• [Exercise]
Only the lines from the start of the data through the line containing "name, min: picked[name]" should be written out, exactly as they are, with both ends included and the pictures left out.

[start Given data]

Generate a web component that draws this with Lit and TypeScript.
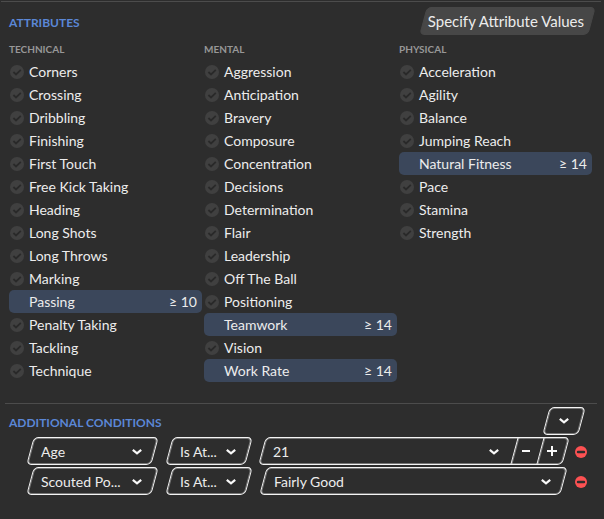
import { LitElement, html, css, svg } from "lit";
import { customElement, property } from "lit/decorators.js";
import { classMap } from "lit/directives/class-map.js";

interface Attribute {
  name: string;
  min?: number;
}

interface Group {
  title: string;
  items: Attribute[];
}

interface Condition {
  field: string;
  operator: string;
  value: string;
  stepper: boolean;
}

const list = (names: string[], picked: Record<string, number> = {}): Attribute[] =>
  names.map((name) => ({ name, min: picked[name] }));

const GROUPS: Group[] = [
  {
    title: "TECHNICAL",
    items: list(
      ["Corners", "Crossing", "Dribbling", "Finishing", "First Touch", "Free Kick Taking", "Heading",
        "Long Shots", "Long Throws", "Marking", "Passing", "Penalty Taking", "Tackling", "Technique"],
      { Passing: 10 }
    ),
  },
  {
    title: "MENTAL",
    items: list(
      ["Aggression", "Anticipation", "Bravery", "Composure", "Concentration", "Decisions", "Determination",
        "Flair", "Leadership", "Off The Ball", "Positioning", "Teamwork", "Vision", "Work Rate"],
      { Teamwork: 14, "Work Rate": 14 }
    ),
  },
  {
    title: "PHYSICAL",
    items: list(
      ["Acceleration", "Agility", "Balance", "Jumping Reach", "Natural Fitness", "Pace", "Stamina", "Strength"],
      { "Natural Fitness": 14 }
    ),
  },
];

const CONDITIONS: Condition[] = [
  { field: "Age", operator: "Is At...", value: "21", stepper: true },
  { field: "Scouted Po...", operator: "Is At...", value: "Fairly Good", stepper: false },
];

const chevron = html`<svg class="chevron" width="10" height="6" viewBox="0 0 10 6" aria-hidden="true">
  ${svg`<path d="M0.8 0.9 L5 4.4 L9.2 0.9" fill="none" stroke="#f8f8f8" stroke-width="2.2"/>`}
</svg>`;

@customElement("attribute-row")
class AttributeRow extends LitElement {
  @property({ attribute: false }) item!: Attribute;

  static styles = css`
    :host { display: block; }
    .row {
      display: flex;
      align-items: center;
      height: 23px;
      padding: 0 5px 0 1px;
      border-radius: 5px;
      box-sizing: border-box;
    }
    .row.on { background: #3b475b; }
    .tick { position: relative; display: flex; width: 14px; height: 14px; margin-right: 5px; }
    .box { appearance: none; width: 14px; height: 14px; margin: 0; border-radius: 50%; background: #404040; }
    .mark { position: absolute; inset: 0; pointer-events: none; }
    .on .tick { visibility: hidden; }
    .name { flex: 1; }
  `;

  render() {
    const on = this.item.min !== undefined;
    return html`<label class=${classMap({ row: true, on })}>
      <span class="tick">
        <input class="box" type="checkbox" .checked=${on} />
        <svg class="mark" width="14" height="14" viewBox="0 0 14 14" aria-hidden="true">
          <path d="M3.4 7 L6 9.4 L10.8 4.8" fill="none" stroke="#292929" stroke-width="1.8" />
        </svg>
      </span>
      <span class="name">${this.item.name}</span>
      ${on ? html`<span>≥ ${this.item.min}</span>` : null}
    </label>`;
  }
}

@customElement("pick-list")
class PickList extends LitElement {
  @property() label = "";
  @property() value = "";

  static styles = css`
    :host { display: block; position: relative; height: 28px; min-width: 0; }
    .select {
      appearance: none;
      display: block;
      width: 100%;
      height: 28px;
      margin: 0;
      padding: 2px 26px 0 11px;
      border: 0;
      background: none;
      color: inherit;
      font: inherit;
      outline: none;
    }
    .chevron { position: absolute; right: 13px; top: 12px; pointer-events: none; }
  `;

  render() {
    return html`<select class="select" aria-label=${this.label}><option>${this.value}</option></select>${chevron}`;
  }
}

@customElement("app-root")
class AppRoot extends LitElement {
  static styles = css`
    :host {
      display: block;
      min-height: 100vh;
      box-sizing: border-box;
      padding-top: 1px;
      background: #2d2d2d;
      color: #ececec;
      font: 14px/20px Lato, "Open Sans", sans-serif;
    }
    .rule { height: 1px; margin: 0 3px 0 1px; background: #4c4c4c; }
    .rule.inner { margin: 21px 7px 0 5px; }
    .head { display: flex; align-items: center; justify-content: space-between; padding-left: 9px; }
    .head.attributes { padding-top: 5px; padding-right: 12px; }
    .head.conditions { padding-top: 3px; padding-right: 22px; }
    .title { margin: 4px 0 0; font-size: 12px; line-height: 16px; font-weight: 700; color: #5b87d6; }
    .slant { position: relative; height: 28px; isolation: isolate; }
    .slant::before {
      content: "";
      position: absolute;
      inset: 0;
      z-index: -1;
      box-sizing: border-box;
      border-radius: 5px;
      transform: skewX(-15deg);
      border: 1px solid #f4f4f4;
      box-shadow: inset 0 0 0 1px rgba(255, 255, 255, 0.35);
      pointer-events: none;
    }
    .button { padding: 0; border: 0; background: none; color: inherit; font: inherit; }
    .specify { padding: 0 8px 0 5px; font-size: 15px; }
    .specify::before { border-color: #474747; background: #474747; box-shadow: none; }
    .add { display: flex; align-items: center; justify-content: center; width: 36px; }
    .columns { display: grid; grid-template-columns: repeat(3, 1fr); gap: 2px; padding: 6px 12px 0 9px; }
    .group { margin: 0; padding: 0; list-style: none; }
    .caption { margin: 0 0 3px; font-size: 10px; line-height: 16px; font-weight: 700; color: #979797; }
    .list { display: grid; gap: 2px; padding: 2px 17px 0 30px; }
    .condition { display: flex; align-items: center; }
    .field { width: 125px; margin-right: 14px; }
    .operator { width: 80px; margin-right: 14px; }
    .value { flex: 1; display: flex; margin-right: 11px; min-width: 0; }
    .value.stepper { margin-left: -1px; margin-right: 9px; }
    .choice { flex: 1; }
    .stepper .choice { margin-right: 2px; }
    .step {
      position: relative;
      display: flex;
      align-items: center;
      justify-content: center;
      box-sizing: border-box;
      width: 26px;
      height: 28px;
      padding-right: 2px;
    }
    .step::before {
      content: "";
      position: absolute;
      inset: 0;
      border-left: 1px solid #f4f4f4;
      box-shadow: inset 1px 0 0 rgba(255, 255, 255, 0.35);
      transform: skewX(-15deg);
      pointer-events: none;
    }
    .remove { display: flex; padding-top: 2px; }
  `;

  private condition(c: Condition) {
    return html`<div class="condition">
      <div class="slant field"><pick-list label="Condition" .value=${c.field}></pick-list></div>
      <div class="slant operator"><pick-list label="Operator" .value=${c.operator}></pick-list></div>
      <div class=${classMap({ slant: true, value: true, stepper: c.stepper })}>
        <pick-list class="choice" label="Value" .value=${c.value}></pick-list>
        ${c.stepper
          ? html`<button class="button step" aria-label="Decrease">
                <svg width="10" height="10" viewBox="0 0 10 10"><path d="M1 5H9" stroke="#f8f8f8" stroke-width="2" /></svg>
              </button>
              <button class="button step" aria-label="Increase">
                <svg width="10" height="10" viewBox="0 0 10 10"><path d="M0 5H10M5 0V10" stroke="#f8f8f8" stroke-width="2" /></svg>
              </button>`
          : null}
      </div>
      <button class="button remove" aria-label="Remove condition">
        <svg width="12" height="12" viewBox="0 0 12 12">
          <circle cx="6" cy="6" r="6" fill="#fc5152" />
          <rect x="1.8" y="4.8" width="8.4" height="2.4" rx="1.2" fill="#2d2d2d" />
        </svg>
      </button>
    </div>`;
  }

  render() {
    return html`
      <div class="rule"></div>
      <section>
        <div class="head attributes">
          <h2 class="title">ATTRIBUTES</h2>
          <button class="button slant specify">Specify Attribute Values</button>
        </div>
        <div class="columns">
          ${GROUPS.map(
            (g) => html`<div>
              <h3 class="caption">${g.title}</h3>
              <ul class="group">
                ${g.items.map((item) => html`<li><attribute-row .item=${item}></attribute-row></li>`)}
              </ul>
            </div>`
          )}
        </div>
      </section>
      <div class="rule inner"></div>
      <section>
        <div class="head conditions">
          <h2 class="title">ADDITIONAL CONDITIONS</h2>
          <button class="button slant add" aria-label="Add condition">${chevron}</button>
        </div>
        <div class="list">${CONDITIONS.map((c) => this.condition(c))}</div>
      </section>
    `;
  }
}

[end Given data]

• [Final result]
Generate a web component that draws this with Lit and TypeScript.
import { LitElement, html, css, svg } from "lit";
import { customElement, property } from "lit/decorators.js";
import { classMap } from "lit/directives/class-map.js";

interface Attribute {
  name: string;
  min?: number;
}

interface Group {
  title: string;
  items: Attribute[];
}

interface Condition {
  field: string;
  operator: string;
  value: string;
  stepper: boolean;
}

const list = (names: string[], picked: Record<string, number> = {}): Attribute[] =>
  names.map((name) => ({ name, min: picked[name] }));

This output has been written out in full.